Willis and Robison also chose “Departing Louisiana,” by Robyn Ludwick, the youngest of three Robison singer-songwriter siblings. (“It’s about time we all started raiding her material,” brother Bruce says.) Darden Smith and Robison co-wrote the waltz-time “Carousel,” which he describes as “a classic country weeper.” Monte Warden collaborated with Robison on the bittersweet ode to youthful innocence, “Anywhere But Here,” which Willis describes as “classic Bruce poetry.” She penned the bluesy honky-tonker “Lonely for You” with Paul Kennerley; and they plucked the album’s title track, a Zombies song, from their annual Christmas show.

 

“I love the fresh-start, hopeful-promise aspect of this song and the nod to struggles that have been overcome,” Willis says of the Chris White-penned tune, which features banjo, steel and dobro backing by Nashville session ace Pete Finney and Austin’s own Geoff Queen.

 

She’s not shy about admitting some of those struggles are attributable to married life and parenthood, especially when balanced between two musicians with their own careers. Hers began at 17, when she joined her then-boyfriend’s rockabilly band. They moved from Virginia to Austin, where her heartache-meets-honky-tonk voice lured MCA Records’ Tony Brown into signing her. The label positioned her as a country ingénue, a role she played in the Tim Robbins film “Bob Roberts,” but she sought a different path and they parted ways. Willis finally achieved widespread recognition with 1999’s What I Deserve.

 

By then, she had met and married Robison, who has become one of country and Americana’s most respected songwriters. His compositions have become massive hits for George Strait “Desperately”), Tim McGraw (“Angry All the Time”) and the Dixie Chicks (“Travelin’ Soldier”). He also has recorded on his own and collaborated with brother Charlie and others as a songwriter, singer, guitarist and harmonica player and producer/engineer.

 

“Kelly has been singing [with me] since the first recording I made,” Robison says, “and she was the first person who ever recorded one of my songs. We’ve never stopped collaborating.”

 

The difference now is that they’re not assisting one another; they’re full partners.

 

“It’s not one of us running the show. It’s the two of us figuring out how to play together,” Willis explains. And that creates a different vibe, especially live. “I almost never worry when I’m onstage with Bruce because I know he’s got my back,” she adds. “If something goes wrong, he can completely take the reins.”

 

The desire to capture that live dynamic — their “swampier, grittier side” — drove the creation of Our Year,Willis says. Robison calls their style “a modern take on classic country music, without being retro.”

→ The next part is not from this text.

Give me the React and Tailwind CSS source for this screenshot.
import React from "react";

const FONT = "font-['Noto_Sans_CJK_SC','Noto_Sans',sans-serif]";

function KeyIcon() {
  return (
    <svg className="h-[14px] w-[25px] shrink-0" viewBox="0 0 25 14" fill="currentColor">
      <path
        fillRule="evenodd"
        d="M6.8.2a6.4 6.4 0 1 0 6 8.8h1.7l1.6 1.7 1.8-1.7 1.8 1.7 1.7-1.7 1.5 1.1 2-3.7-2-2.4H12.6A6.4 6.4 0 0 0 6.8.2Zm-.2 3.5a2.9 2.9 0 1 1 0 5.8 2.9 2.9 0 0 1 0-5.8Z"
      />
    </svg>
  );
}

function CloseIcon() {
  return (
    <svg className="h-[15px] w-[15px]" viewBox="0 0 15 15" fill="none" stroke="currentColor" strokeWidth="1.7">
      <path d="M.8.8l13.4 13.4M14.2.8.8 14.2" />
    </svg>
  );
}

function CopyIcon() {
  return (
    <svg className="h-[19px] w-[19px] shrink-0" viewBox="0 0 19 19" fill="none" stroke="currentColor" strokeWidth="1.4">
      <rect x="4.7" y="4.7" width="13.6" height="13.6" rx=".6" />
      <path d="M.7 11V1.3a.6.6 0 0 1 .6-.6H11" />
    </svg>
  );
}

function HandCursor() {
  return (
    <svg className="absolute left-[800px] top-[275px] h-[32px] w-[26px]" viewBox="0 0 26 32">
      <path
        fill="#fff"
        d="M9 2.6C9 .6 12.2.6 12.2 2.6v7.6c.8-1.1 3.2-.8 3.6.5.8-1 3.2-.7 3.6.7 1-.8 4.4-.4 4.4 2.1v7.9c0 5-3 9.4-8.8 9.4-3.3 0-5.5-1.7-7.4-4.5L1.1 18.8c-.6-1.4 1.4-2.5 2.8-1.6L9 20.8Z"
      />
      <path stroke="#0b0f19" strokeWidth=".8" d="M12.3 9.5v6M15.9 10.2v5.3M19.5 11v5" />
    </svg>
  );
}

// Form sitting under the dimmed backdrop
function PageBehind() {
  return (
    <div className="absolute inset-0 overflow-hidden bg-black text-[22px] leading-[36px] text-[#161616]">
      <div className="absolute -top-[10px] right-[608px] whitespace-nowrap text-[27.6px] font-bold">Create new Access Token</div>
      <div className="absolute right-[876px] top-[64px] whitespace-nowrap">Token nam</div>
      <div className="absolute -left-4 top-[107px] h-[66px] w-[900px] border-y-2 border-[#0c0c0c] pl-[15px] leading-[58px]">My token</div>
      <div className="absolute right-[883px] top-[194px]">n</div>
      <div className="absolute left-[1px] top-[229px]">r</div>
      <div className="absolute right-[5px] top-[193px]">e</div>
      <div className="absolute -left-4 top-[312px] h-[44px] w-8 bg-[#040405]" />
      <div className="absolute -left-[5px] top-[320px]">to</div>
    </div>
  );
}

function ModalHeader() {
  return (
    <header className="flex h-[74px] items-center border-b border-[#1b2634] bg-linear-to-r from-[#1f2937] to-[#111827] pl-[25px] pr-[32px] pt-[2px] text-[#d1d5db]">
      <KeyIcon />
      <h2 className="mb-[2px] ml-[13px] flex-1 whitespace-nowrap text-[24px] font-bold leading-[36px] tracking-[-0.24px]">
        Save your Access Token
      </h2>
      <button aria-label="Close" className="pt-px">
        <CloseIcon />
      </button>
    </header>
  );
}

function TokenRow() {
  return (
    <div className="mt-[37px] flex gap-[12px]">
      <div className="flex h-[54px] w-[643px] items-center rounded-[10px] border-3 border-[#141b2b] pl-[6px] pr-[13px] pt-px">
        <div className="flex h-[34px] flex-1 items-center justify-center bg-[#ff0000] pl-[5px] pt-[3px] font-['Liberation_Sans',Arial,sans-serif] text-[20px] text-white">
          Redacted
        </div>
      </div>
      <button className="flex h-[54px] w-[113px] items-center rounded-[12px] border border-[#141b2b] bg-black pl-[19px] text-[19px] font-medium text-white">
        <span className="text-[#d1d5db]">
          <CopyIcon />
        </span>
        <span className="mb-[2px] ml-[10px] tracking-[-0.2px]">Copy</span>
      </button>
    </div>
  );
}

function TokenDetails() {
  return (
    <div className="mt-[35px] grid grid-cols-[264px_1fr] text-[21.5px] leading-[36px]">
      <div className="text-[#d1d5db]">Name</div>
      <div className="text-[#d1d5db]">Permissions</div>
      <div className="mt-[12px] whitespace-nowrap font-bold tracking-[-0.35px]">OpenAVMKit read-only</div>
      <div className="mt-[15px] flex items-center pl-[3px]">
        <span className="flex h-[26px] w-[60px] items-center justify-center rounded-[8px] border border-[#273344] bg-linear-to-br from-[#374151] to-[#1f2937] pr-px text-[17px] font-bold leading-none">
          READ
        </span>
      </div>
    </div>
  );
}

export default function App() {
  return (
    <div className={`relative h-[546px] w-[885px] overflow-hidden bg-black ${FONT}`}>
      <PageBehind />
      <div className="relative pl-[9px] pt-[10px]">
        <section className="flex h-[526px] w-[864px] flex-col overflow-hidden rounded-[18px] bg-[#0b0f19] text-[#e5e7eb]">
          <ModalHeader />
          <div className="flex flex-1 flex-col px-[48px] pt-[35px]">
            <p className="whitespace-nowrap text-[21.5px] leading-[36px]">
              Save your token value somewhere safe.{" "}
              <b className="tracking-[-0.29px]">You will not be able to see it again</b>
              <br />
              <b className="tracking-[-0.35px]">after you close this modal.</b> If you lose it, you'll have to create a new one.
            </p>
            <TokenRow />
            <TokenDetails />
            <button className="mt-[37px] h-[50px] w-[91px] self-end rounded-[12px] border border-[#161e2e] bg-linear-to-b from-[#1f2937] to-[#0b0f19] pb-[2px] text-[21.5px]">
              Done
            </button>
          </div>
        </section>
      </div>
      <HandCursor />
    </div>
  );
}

“I really feel like we came up with a sound, the way that the vocals blend together, and it rejuvenated me as an artist and a performer, which I really needed after 20 years,” he admits. “There’s a lot of great duos, and I love that. That close-harmony singing, it’s real organic; it’s a really lovely thing.”

 

“I have to say, I think that Kelly’s voice is just a gift. She’s one of the greatest singers there is out there.”

 

Clearly, mutual respect is a major part of their glue as a couple, but making these albums has brought them closer, Willis says, adding, “Having these records that we both love is a really positive product of us being together.”